It's been a long 2 years, but... I think that this might actually be the time that I kick Citalopram to the curb for good. I still don't know why getting off of it after Maggie has been so different than the boys, but I am very hopeful that this time will be successful and I can say goodbye to post-partum depression medication FOREVER! It's been about 5 very up and down weeks so far, but I've managed to get farther in the process this time than either attempt at weaning before now.
Interestingly the side effects to weaning off this medication are the same as the symptoms that lead you to take it in the first place. I am first in line to say that makes no sense at all. All it does is lead you to believe that you are heading back down the PPD road when it's part of the transition back to every day medication-free life. It takes strength and determination to make the decision to push through the negatives.

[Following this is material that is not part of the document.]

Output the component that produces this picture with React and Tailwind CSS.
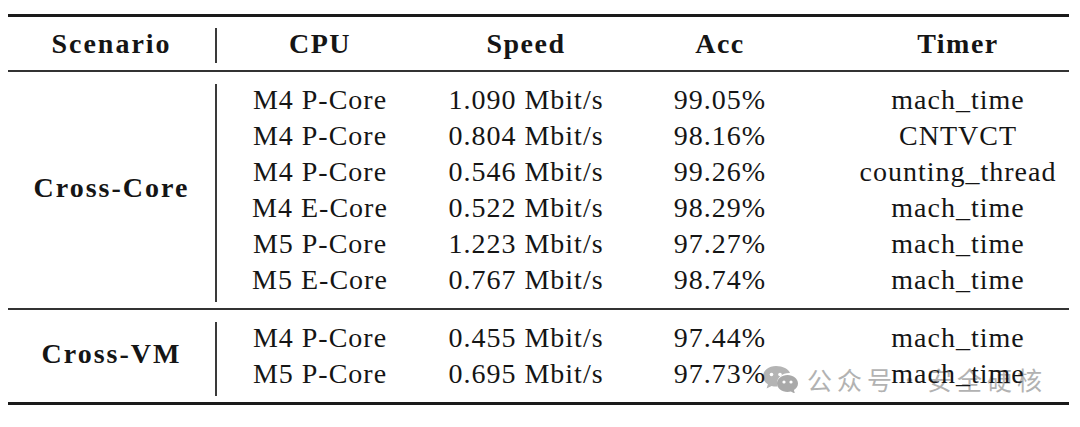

This time I went at it well armed for the fight. I began the weaning process very slowly. Half dosage for a month and then the half dose every other day for about another month. Now I haven't taken it in 5 weeks and I am mostly feeling okay. I've been through the headaches, sense of anxiousness for no reason, feeling lightheaded and crazy irritability. I'm hopeful that those are gone now for good. I still have nights where my body doesn't let me sleep. That has always been the symptom that forced me back onto the medication because I can't function after a week's worth of sleepless nights. But this time I am trying some homeopathic herbs that a relative made for me to help me sleep at night. So far so good. I only have to use it occasionally now so my body is slowly figuring out how to get back to its own normal.
I won't be jumping for joy and screaming that I am all better yet, but I am optimistic that I have made it through this battle and can now move on with my life. I have loved the having babies process, but dealing with the resulting PPD each time has taken a toll. It's time to be me again. I think I've earned that.